保育所や企業など出入りする人が固定した施設では、顔認証と連動して各人の体温を記録・通知する。より厳重なコロナ対策を望む事業所には、体温が基準値を上回る人には解錠しないよう設定することもできる。店舗などでは3人程度を同時にチェックし、マスク非着用や発熱している人だけに注意喚起する。

NUWAは20年に日本法人を設立し、グローバル・コミュニケーションズが開発・販売パートナーになった。現在は高齢者向けの見守りや認知症予防などの機能を開発中。独り暮らしの高齢者が測った血圧などを遠方の家族やかかりつけ医に知らせたり、本人に服薬の時刻を知らせたりといった使い方を想定している。動画や腕の振り回しにより、脳トレーニング(脳トレ)や体操、踊りの相手もできるという。

笹谷社長は「ロボットは本来はプログラミングや英語の勉強、健康管理といった多様な使い方のためにある」と話す。フレンドリーなロボットの力も借り、新たな顧客との縁をつなごうと策を練る日々だ。

▼コミュニケーションロボット 

工場で使われる産業用ロボットに加え、近年は家庭やオフィス、商業・公共施設で人間を補助するサービスロボットが活躍している。人間と会話などができるのがコミュニケーションロボットだ。

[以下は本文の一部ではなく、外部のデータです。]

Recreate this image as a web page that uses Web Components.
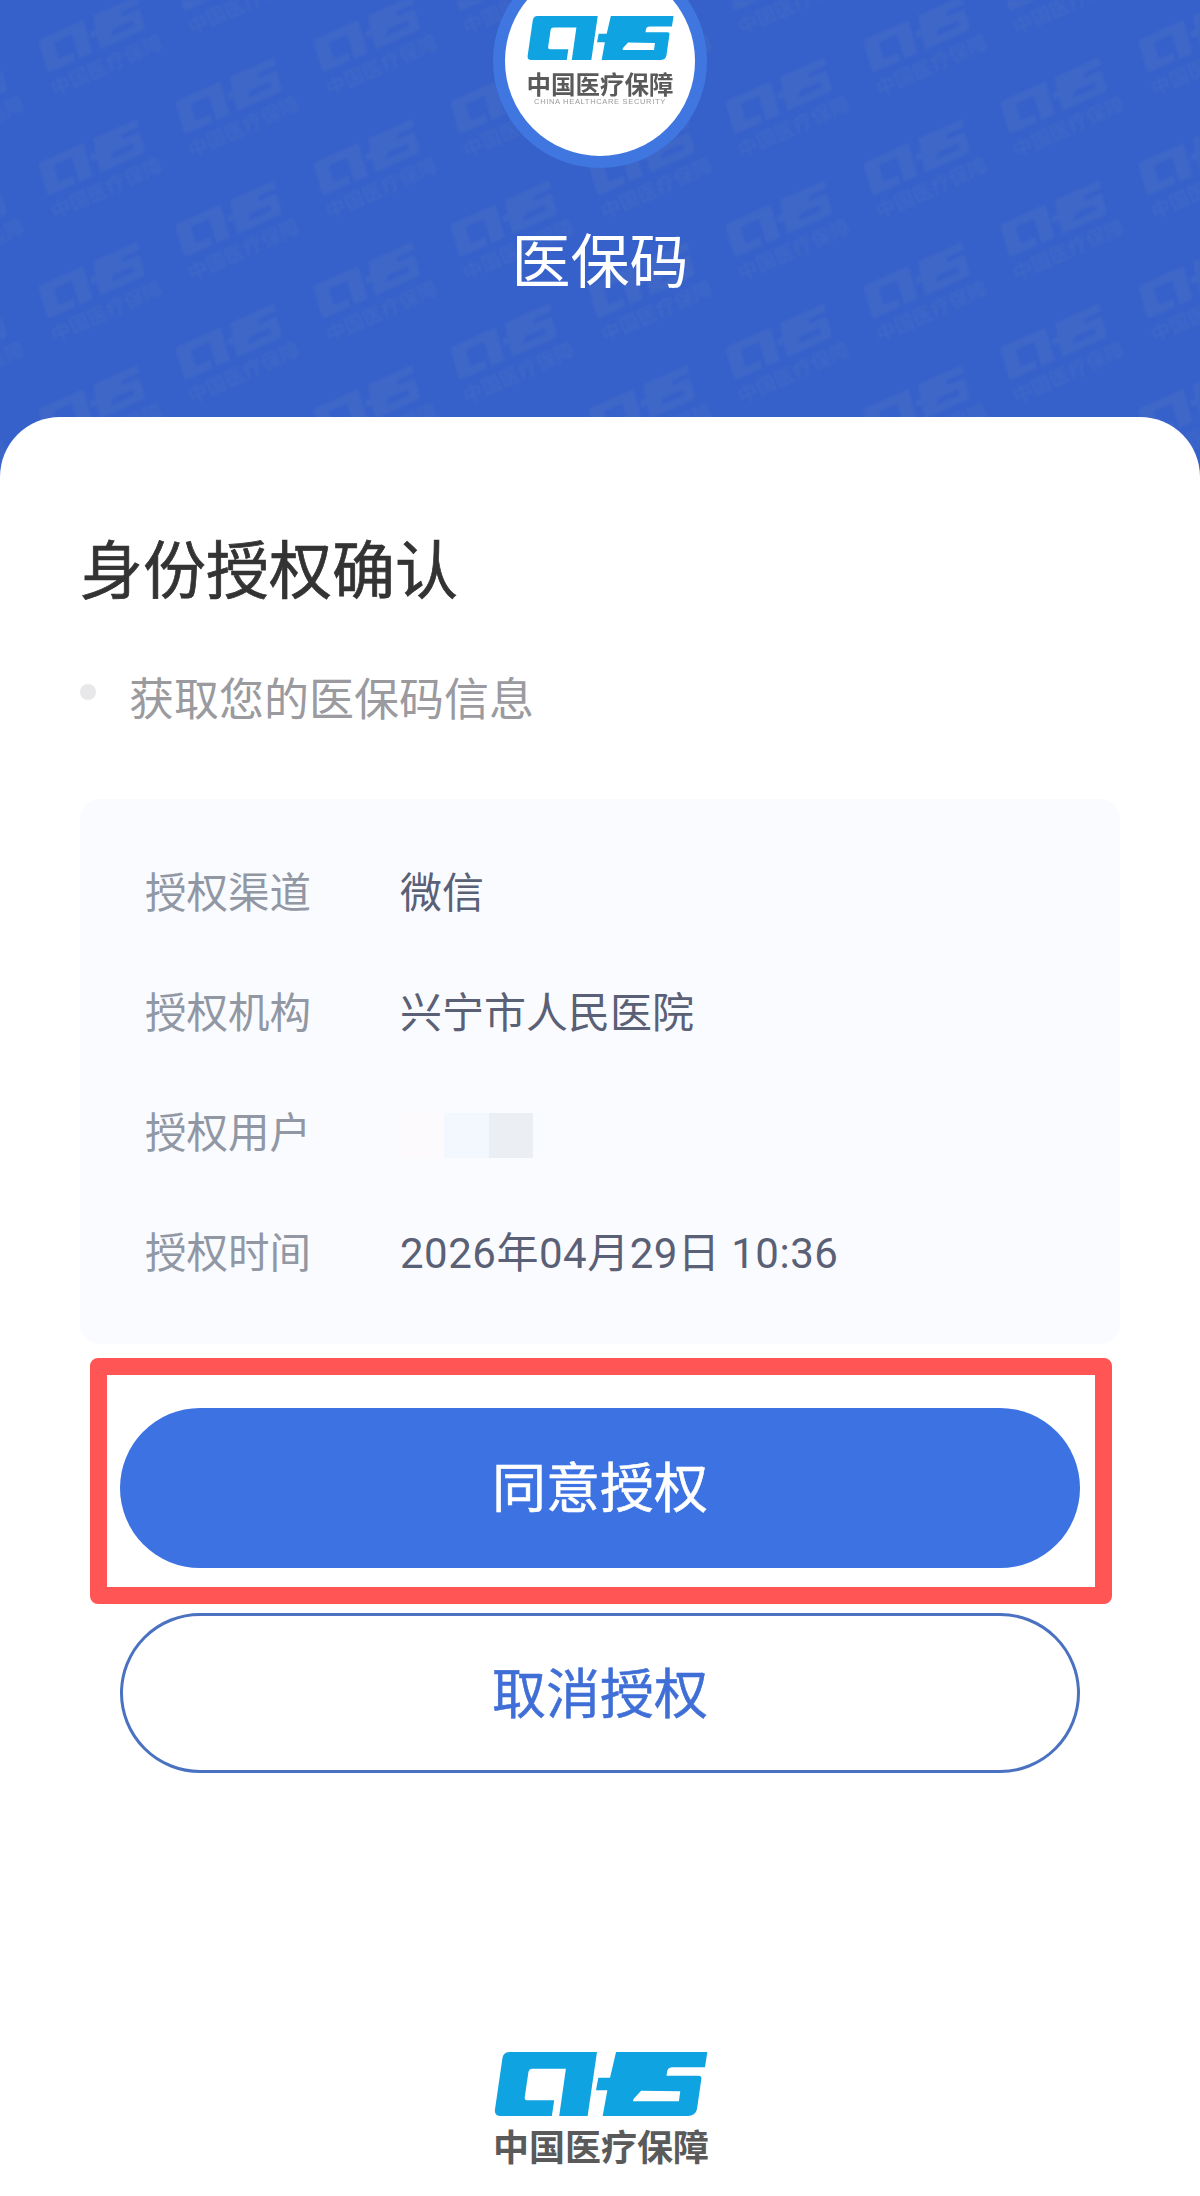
<!DOCTYPE html>
<html lang="zh-CN">
<head>
<meta charset="utf-8">
<title>医保码</title>
<style>
  html, body { margin: 0; padding: 0; background: #fff; }
  body { font-family: "Noto Sans CJK SC", "Noto Sans", sans-serif; width: 1200px; height: 2196px; overflow: hidden; }
</style>
</head>
<body>
<nhsa-page>
  <nhsa-header slot="header" heading="医保码"></nhsa-header>
  <nhsa-sheet slot="sheet" heading="身份授权确认" note="获取您的医保码信息">
    <info-row label="授权渠道">微信</info-row>
    <info-row label="授权机构">兴宁市人民医院</info-row>
    <info-row label="授权用户"><masked-name></masked-name></info-row>
    <info-row label="授权时间"><span style="letter-spacing:.5px">2026年04月29日 10:36</span></info-row>
  </nhsa-sheet>
</nhsa-page>

<script>
const CHS_PATH = "M55 20L318 20L290 212L205 212L225 70L125 70Q115 70 113 80L102 155Q101 165 110 165L190 165L183 212L30 212Q10 212 13 192L35 40Q38 20 55 20Z" +
  "M375 20L648 20L641 66L545 66Q530 66 528 78L526 91L622 91Q632 92 630 102L617 192Q612 212 590 212L335 212L349 135L315 135L322 97L357 97Z" +
  "M450 136L567 138L563 168L428 168Q424 168 428 160Z";

class ChsLogo extends HTMLElement {
    constructor() {
        super();
        this.shadowDOM = this.attachShadow({mode: "open"});
    }

    connectedCallback() {
        this.shadowDOM.innerHTML = `
          <style>
            :host { display: block; line-height: 0; }
            svg { width: 100%; height: 100%; display: block; }
          </style>
          <svg viewBox="10 20 640 192" preserveAspectRatio="none"><path fill="#0fa3e2" fill-rule="evenodd" d="${CHS_PATH}"/></svg>`;
    }
}

class NhsaHeader extends HTMLElement {
    constructor() {
        super();
        this.shadowDOM = this.attachShadow({mode: "open"});
    }

    // watermark tiles, two staggered columns repeating every 275 x 123
    marks() {
        let out = "";
        for (let col = -1; col < 6; col++) {
            for (let row = -1; row < 6; row++) {
                out += `<use href="#mark" x="${93 + col * 275}" y="${40 + row * 123}"/>`;
                out += `<use href="#mark" x="${230 + col * 275}" y="${101.5 + row * 123}"/>`;
            }
        }
        return out;
    }

    connectedCallback() {
        this.shadowDOM.innerHTML = `
          <style>
            :host {
              display: flex;
              flex-direction: column;
              align-items: center;
              position: relative;
              height: 477px;
              overflow: hidden;
              background: #3761ca;
            }
            .marks { position: absolute; left: 0; top: 0; width: 1200px; height: 477px; filter: blur(1.2px); }
            .ring {
              position: relative;
              box-sizing: border-box;
              flex: none;
              width: 214px;
              height: 214px;
              margin-top: -46px;
              border: 12.5px solid #4076e0;
              border-radius: 50%;
              background: #fff;
              display: flex;
              flex-direction: column;
              align-items: center;
              padding-top: 50px;
            }
            chs-logo { width: 147px; height: 44px; }
            .cn { margin-top: 11px; font-size: 24.5px; line-height: 26px; font-weight: 700; color: #5a5a5a; white-space: nowrap; }
            .en { font-family: "Liberation Sans", sans-serif; font-size: 7.6px; line-height: 10px; letter-spacing: .62px; color: #9a9a9a; white-space: nowrap; }
            h1 {
              position: relative;
              margin: 50px 0 0;
              font-size: 59px;
              line-height: 80px;
              font-weight: 400;
              color: #fff;
            }
          </style>
          <svg class="marks" viewBox="0 0 1200 477" aria-hidden="true">
            <defs>
              <g id="mark" fill="#3e67c8">
                <g transform="rotate(-24) translate(0 6)">
                  <path fill-rule="evenodd" transform="translate(-57 -32) scale(.178 .178)" d="${CHS_PATH}"/>
                  <text x="2" y="30" text-anchor="middle" font-size="20" font-weight="700" font-family="Noto Sans CJK SC">中国医疗保障</text>
                </g>
              </g>
            </defs>
            ${this.marks()}
          </svg>
          <div class="ring">
            <chs-logo></chs-logo>
            <div class="cn">中国医疗保障</div>
            <div class="en">CHINA HEALTHCARE SECURITY</div>
          </div>
          <h1>${this.getAttribute("heading")}</h1>`;
    }
}

class InfoRow extends HTMLElement {
    constructor() {
        super();
        this.shadowDOM = this.attachShadow({mode: "open"});
    }

    connectedCallback() {
        this.shadowDOM.innerHTML = `
          <style>
            :host { display: flex; align-items: center; height: 60px; font-size: 41.5px; line-height: 60px; }
            .label { width: 255px; flex: none; color: #9197a3; }
            .value { font-size: 42px; font-family: Roboto, "Noto Sans CJK SC", sans-serif; color: #5a6075; white-space: nowrap; display: flex; align-items: center; margin-top: 7px; }
          </style>
          <div class="label">${this.getAttribute("label")}</div>
          <div class="value"><slot></slot></div>`;
    }
}

class MaskedName extends HTMLElement {
    constructor() {
        super();
        this.shadowDOM = this.attachShadow({mode: "open"});
    }

    connectedCallback() {
        this.shadowDOM.innerHTML = `
          <style>
            :host { display: flex; width: 133px; height: 45px; margin-top: 4px; }
            i { flex: 1; }
            i:nth-of-type(1) { background: #fdfafd; }
            i:nth-of-type(2) { background: #f3f8fe; }
            i:nth-of-type(3) { background: #ebeef2; }
          </style>
          <i></i><i></i><i></i>`;
    }
}

class ActionButton extends HTMLElement {
    constructor() {
        super();
        this.shadowDOM = this.attachShadow({mode: "open"});
    }

    connectedCallback() {
        this.shadowDOM.innerHTML = `
          <style>
            :host {
              display: flex;
              box-sizing: border-box;
              align-items: center;
              justify-content: center;
              width: 960px;
              height: 160px;
              padding-bottom: 8px;
              border-radius: 80px;
              font-size: 54px;
              font-weight: 400;
              -webkit-text-stroke: .5px currentColor;
              background: #3d72e3;
              color: #fff;
            }
            :host([outline]) {
              padding-bottom: 6px;
              background: #fff;
              border: 3px solid #4a72c0;
              color: #3f6fd6;
            }
          </style>
          <slot></slot>`;
    }
}

class NhsaSheet extends HTMLElement {
    constructor() {
        super();
        this.shadowDOM = this.attachShadow({mode: "open"});
    }

    connectedCallback() {
        this.shadowDOM.innerHTML = `
          <style>
            :host {
              display: block;
              position: relative;
              box-sizing: border-box;
              height: 1779px;
              margin-top: -60px;
              padding: 104px 80px 0;
              border-radius: 60px 60px 0 0;
              background: #fff;
            }
            h2 { margin: 0; font-size: 63px; line-height: 90px; font-weight: 400; -webkit-text-stroke: .7px currentColor; color: #333; }
            .note { display: flex; align-items: center; gap: 33px; margin-top: 56px; height: 60px; font-size: 45px; line-height: 60px; color: #9a9a9f; }
            .note i { width: 16px; height: 16px; margin-top: -10px; border-radius: 50%; background: #e8e8ea; }
            .info {
              display: flex;
              flex-direction: column;
              gap: 60px;
              box-sizing: border-box;
              width: 1040px;
              height: 545px;
              margin-top: 72px;
              padding: 61px 65px 0;
              border-radius: 20px;
              background: #fafbff;
            }
            .mark {
              box-sizing: border-box;
              width: 1022px;
              height: 246px;
              margin: 14px 0 0 10px;
              padding: 33px 0 0 13px;
              border: 17px solid #ff5555;
              border-radius: 8px;
            }
            .cancel { margin: 9px 0 0 40px; }
            .brand { display: flex; flex-direction: column; align-items: center; margin: 279px 0 0 -80px; width: 1200px; }
            .brand chs-logo { width: 214px; height: 64px; margin-right: -1px; }
            .brand div { margin-top: 9px; font-size: 36px; line-height: 40px; font-weight: 700; color: #5a5a5a; margin-left: 2px; }
          </style>
          <h2>${this.getAttribute("heading")}</h2>
          <div class="note"><i></i><span>${this.getAttribute("note")}</span></div>
          <div class="info"><slot></slot></div>
          <div class="mark"><action-button>同意授权</action-button></div>
          <action-button class="cancel" outline>取消授权</action-button>
          <div class="brand"><chs-logo></chs-logo><div>中国医疗保障</div></div>`;
    }
}

class NhsaPage extends HTMLElement {
    constructor() {
        super();
        this.shadowDOM = this.attachShadow({mode: "open"});
        this.shadowDOM.innerHTML = `
          <style>
            :host { display: block; width: 1200px; height: 2196px; overflow: hidden; }
          </style>
          <slot name="header"></slot>
          <slot name="sheet"></slot>`;
    }
}

customElements.define("chs-logo", ChsLogo);
customElements.define("info-row", InfoRow);
customElements.define("masked-name", MaskedName);
customElements.define("action-button", ActionButton);
customElements.define("nhsa-header", NhsaHeader);
customElements.define("nhsa-sheet", NhsaSheet);
customElements.define("nhsa-page", NhsaPage);
</script>
</body>
</html>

調査会社のシード・プランニング(東京・文京)は2018年、国内市場規模は同年の約30万台から2030年に約900万台へ増えるとの予測を発表した。ソフトバンクグループの「ペッパー」などが有名で、ホテルや店舗での接客、介護、学習支援など用途は幅広い。ロボットメーカー同士や安価なスマートスピーカーとの競争が激化しており、機能や使い道の提案が重要になっている。